Pour cet article, Reporterre n’a pas pu joindre le procureur de la République du tribunal de Chalon-sur-Saône, son secrétariat n’ayant répondu ni jeudi ni vendredi. Maître Gabriel Versini, avocat du gendarme mis en examen, n’a pas encore répondu à nos questions non plus. Il nous a expliqué être en audience toute cette fin de semaine. Sa dernière déclaration sur l’affaire de la mort de Jérôme Laronze a été publiée dans le Journal de Saône-et-Loire au mois de mars, où il réagissait à l’annonce de la création d’une pièce de théâtre sur l’histoire du paysan. « Ça devient ubuesque : d’un drame, on en tire des glorioles au niveau culturel, déclarait-il.
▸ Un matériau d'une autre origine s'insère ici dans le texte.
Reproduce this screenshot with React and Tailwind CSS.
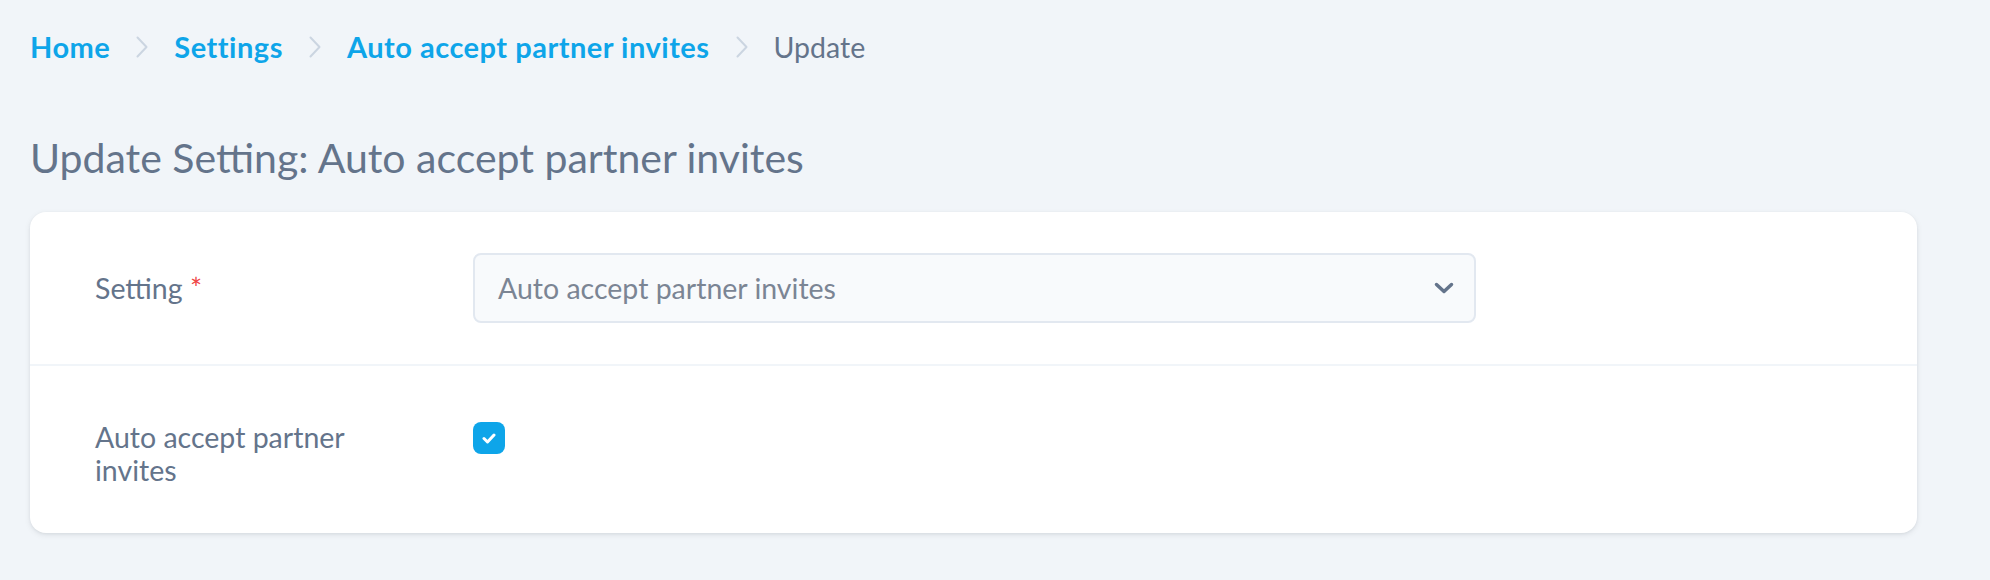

Que des gens se réunissent tous les mois, c’est une chose. (…) Mais certains pensent-ils qu’avec cette surenchère médiatique et culturelle, on va influer sur l’autorité judiciaire ? (...) Certains en sont à rédiger contre mon client des libelles qui sont insultants, méprisants et discriminants. Ça commence à bien faire ! En salissant le gendarme, ils salissent aussi l’institution et l’autorité judiciaire. » Pour des déclarations concernant l’affaire judiciaire en elle-même, nous ne pouvons pour l’instant que vous renvoyer à notre interview de Maître Versini à la suite de notre article d’octobre 2017, en attendant un prochain échange.
De son côté, la famille a été assurée du soutien de la Ligue des droits de l’Homme, qui a indiqué qu’elle se constituerait partie civile lors de l’audience. En parallèle, une procédure a été lancée auprès du défenseur des droits, qui est entré en contact avec la famille. « On se doutait que du côté des gendarmes, il n’y aurait pas beaucoup de volonté de faire avancer l’enquête, mais on attendait un contrepoids du côté judiciaire. Cela donne une image assez catastrophique de la justice », regrette Marie-Pierre Laronze.
Dimanche 19 mai se déroulera une « journée d’hommage et de réflexion pour le 2e anniversaire de la mort de Jérôme Laronze » à Cluny, en Saône-et-Loire.